Denn Erdogan verfügt nicht nur durch über die Machtmittel des Staatsapparates, den er von Vertretern anderer Fraktionen der herrschenden Klassen, von Gülenisten und Kemalisten, so gut es eben ging, säubern ließ. Er baute sich zudem treue paramilitärische Milizen auf, die bewaffnet sind und nicht davor zurückschrecken, friedliche Proteste anzugreifen. Einer der treuesten journalistischen Gefolgsmänner Erdogans, Ibrahim Karagül, verkündete bereits, man werde Massenproteste gegen den Wahlbetrug als „ausländische Intervention“ ansehen. Was das heißt, kann sich jede und jeder denken. Die Verhaftungswellen gegen die Opposition gehen indessen weiter.
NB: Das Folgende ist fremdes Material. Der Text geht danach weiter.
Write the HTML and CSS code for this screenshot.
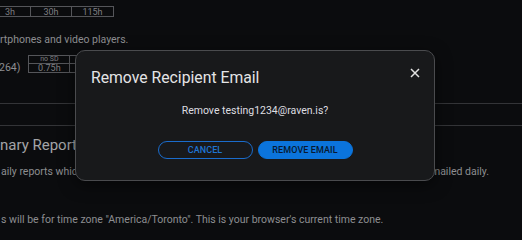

Sagen wir es also so, wie es ist: in der Türkei herrscht eine faschistische Diktatur. Wer sich ihrer entledigen will, wird eine breite Einheitsfront schaffen müssen. Diese wird verschiedene Aktionsformen brauchen, von Demonstrationen über den Streik bis zum bewaffneten Kampf.

Das wiederum bedeutet, dass die liberalen, linken, sozialistischen, ja sogar die linkskemalistischen Kräfte in der Türkei ihre Ressentiments gegen die kurdische Bewegung überwinden müssen. Und umgekehrt müsste die PKK bei ihren Aktionen auf die Demokratisierungsperspektive für die gesamte Türkei zielen. Während der Gezi-Bewegung hatte die kurdische Bewegung anfänglich den Fehler gemacht, zu sehr auf die eigene Perspektive zu achten, und den spontanen Aufstand in den Metropolen der Westtürkei nicht ausreichend unterstützt. Es gab, so hört man, selbstkritische Auswertungen dieses Unterlassens. Nun könnte sich, wenn die Proteste wachsen, eine zweite Chance ergeben.

Das klingt vielleicht zu „radikal“, denn es schließt eine Koalition eben auch mit bewaffneten Widerstandskräften ein. Wenn es die aber nicht gibt, ist abzusehen, wie es weitergehen wird: Erdogan wird versuchen, Ruhe zu schaffen – und zwar Friedhofsruhe.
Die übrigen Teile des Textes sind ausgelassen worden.